Written instruction:
Every line below that holds the string "with" should be copied out.

▶

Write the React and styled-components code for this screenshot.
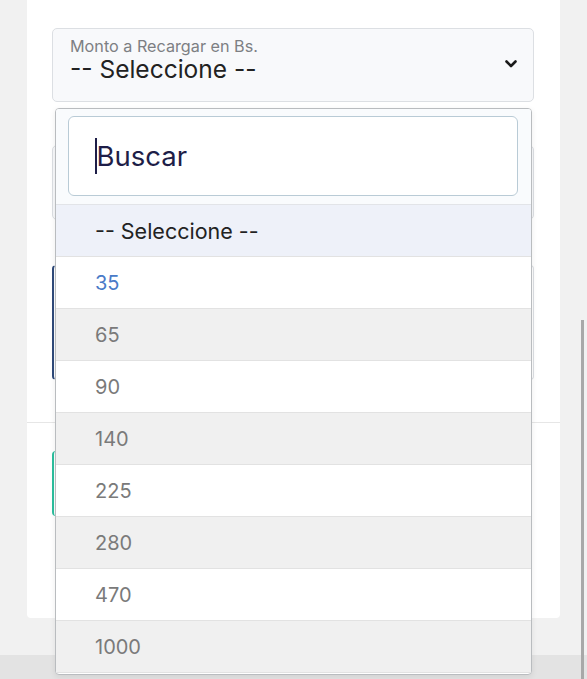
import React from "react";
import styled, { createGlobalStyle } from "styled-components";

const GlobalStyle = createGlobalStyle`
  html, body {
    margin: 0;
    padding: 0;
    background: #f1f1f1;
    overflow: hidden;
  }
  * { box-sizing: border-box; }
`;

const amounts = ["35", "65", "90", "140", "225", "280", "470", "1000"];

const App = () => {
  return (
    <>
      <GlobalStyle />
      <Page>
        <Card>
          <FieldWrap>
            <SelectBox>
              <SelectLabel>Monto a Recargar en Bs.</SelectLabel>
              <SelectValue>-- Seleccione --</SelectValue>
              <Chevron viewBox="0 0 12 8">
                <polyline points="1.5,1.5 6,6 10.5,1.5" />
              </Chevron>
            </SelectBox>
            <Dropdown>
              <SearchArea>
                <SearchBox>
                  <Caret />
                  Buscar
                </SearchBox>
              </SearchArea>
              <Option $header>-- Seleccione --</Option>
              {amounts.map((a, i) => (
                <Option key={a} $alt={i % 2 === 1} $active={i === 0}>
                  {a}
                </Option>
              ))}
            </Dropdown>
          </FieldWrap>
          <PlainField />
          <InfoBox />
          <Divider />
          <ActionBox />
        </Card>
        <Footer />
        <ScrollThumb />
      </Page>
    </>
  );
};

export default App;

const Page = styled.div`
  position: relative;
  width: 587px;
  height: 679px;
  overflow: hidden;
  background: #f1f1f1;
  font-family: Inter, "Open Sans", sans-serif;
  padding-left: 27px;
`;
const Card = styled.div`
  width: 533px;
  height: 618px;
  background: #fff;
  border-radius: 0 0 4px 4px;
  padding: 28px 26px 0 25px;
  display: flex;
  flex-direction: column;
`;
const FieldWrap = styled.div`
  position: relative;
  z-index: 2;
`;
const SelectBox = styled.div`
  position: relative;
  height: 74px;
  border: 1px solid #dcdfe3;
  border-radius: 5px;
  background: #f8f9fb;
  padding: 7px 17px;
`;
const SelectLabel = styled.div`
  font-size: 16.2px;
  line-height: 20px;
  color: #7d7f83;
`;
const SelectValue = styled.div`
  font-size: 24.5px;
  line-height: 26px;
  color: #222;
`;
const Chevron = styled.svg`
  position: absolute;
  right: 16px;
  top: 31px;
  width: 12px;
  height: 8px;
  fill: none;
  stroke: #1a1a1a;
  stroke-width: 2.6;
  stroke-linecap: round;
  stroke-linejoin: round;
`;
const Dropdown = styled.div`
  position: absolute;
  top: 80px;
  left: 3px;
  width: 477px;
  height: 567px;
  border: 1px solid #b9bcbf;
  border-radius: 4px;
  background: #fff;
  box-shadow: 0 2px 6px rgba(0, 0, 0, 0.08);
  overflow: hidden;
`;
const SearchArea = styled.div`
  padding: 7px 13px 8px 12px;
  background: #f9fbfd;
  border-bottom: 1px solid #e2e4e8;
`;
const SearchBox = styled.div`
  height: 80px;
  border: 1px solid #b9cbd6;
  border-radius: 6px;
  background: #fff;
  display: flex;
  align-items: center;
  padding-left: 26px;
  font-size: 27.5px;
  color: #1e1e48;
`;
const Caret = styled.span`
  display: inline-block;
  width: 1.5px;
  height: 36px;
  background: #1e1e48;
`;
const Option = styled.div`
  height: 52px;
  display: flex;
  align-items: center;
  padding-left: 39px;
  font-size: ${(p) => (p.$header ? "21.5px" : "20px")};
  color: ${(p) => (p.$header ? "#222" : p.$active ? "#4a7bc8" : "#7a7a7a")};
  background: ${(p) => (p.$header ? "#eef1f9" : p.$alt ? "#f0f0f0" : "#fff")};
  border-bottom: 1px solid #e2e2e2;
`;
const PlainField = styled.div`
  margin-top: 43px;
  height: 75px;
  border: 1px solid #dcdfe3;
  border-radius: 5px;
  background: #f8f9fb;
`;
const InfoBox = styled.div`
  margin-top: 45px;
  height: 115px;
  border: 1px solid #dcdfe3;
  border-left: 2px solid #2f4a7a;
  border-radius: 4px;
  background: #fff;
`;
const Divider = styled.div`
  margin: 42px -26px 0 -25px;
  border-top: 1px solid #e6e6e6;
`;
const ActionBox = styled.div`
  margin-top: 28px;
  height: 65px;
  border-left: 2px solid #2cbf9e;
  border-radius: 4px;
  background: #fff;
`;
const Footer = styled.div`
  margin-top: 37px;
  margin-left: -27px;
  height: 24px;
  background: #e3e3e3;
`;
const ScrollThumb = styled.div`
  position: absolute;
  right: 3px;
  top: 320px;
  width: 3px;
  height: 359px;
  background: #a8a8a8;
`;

◀
▶

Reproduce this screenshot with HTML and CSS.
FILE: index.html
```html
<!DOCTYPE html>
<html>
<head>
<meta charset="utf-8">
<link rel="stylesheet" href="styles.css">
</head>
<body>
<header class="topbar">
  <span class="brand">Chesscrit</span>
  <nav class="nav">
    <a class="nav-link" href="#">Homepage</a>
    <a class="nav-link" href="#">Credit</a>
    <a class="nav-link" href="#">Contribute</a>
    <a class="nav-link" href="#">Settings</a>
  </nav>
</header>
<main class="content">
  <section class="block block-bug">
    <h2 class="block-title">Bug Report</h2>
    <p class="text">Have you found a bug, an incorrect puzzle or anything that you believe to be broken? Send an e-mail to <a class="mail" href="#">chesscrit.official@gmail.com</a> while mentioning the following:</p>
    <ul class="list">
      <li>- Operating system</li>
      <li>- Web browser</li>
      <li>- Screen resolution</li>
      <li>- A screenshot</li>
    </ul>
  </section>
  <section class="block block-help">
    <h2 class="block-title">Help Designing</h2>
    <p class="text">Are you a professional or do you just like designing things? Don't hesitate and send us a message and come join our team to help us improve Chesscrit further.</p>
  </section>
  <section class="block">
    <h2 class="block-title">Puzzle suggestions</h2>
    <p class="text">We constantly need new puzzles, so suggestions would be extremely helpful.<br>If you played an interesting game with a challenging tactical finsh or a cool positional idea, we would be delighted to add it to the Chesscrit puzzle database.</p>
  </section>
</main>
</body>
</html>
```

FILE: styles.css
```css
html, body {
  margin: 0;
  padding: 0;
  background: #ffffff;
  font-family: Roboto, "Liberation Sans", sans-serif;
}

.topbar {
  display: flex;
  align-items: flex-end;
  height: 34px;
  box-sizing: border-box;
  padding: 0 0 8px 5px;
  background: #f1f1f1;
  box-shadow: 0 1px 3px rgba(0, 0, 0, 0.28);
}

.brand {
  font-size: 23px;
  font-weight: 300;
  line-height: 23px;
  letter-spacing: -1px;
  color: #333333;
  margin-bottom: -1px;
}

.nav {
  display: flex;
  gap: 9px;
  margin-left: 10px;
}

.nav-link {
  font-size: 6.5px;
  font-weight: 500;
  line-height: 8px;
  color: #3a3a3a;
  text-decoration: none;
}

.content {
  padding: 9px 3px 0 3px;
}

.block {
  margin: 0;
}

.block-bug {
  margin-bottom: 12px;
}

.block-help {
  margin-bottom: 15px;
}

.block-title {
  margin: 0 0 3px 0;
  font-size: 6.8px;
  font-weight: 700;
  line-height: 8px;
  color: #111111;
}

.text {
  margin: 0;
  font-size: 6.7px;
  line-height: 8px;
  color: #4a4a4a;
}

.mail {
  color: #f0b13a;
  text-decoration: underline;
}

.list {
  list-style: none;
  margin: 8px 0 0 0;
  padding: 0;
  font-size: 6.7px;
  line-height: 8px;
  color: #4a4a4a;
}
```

◀

Solution to this exercise:
Reproduce this screenshot with HTML and CSS.
    <p class="text">We constantly need new puzzles, so suggestions would be extremely helpful.<br>If you played an interesting game with a challenging tactical finsh or a cool positional idea, we would be delighted to add it to the Chesscrit puzzle database.</p>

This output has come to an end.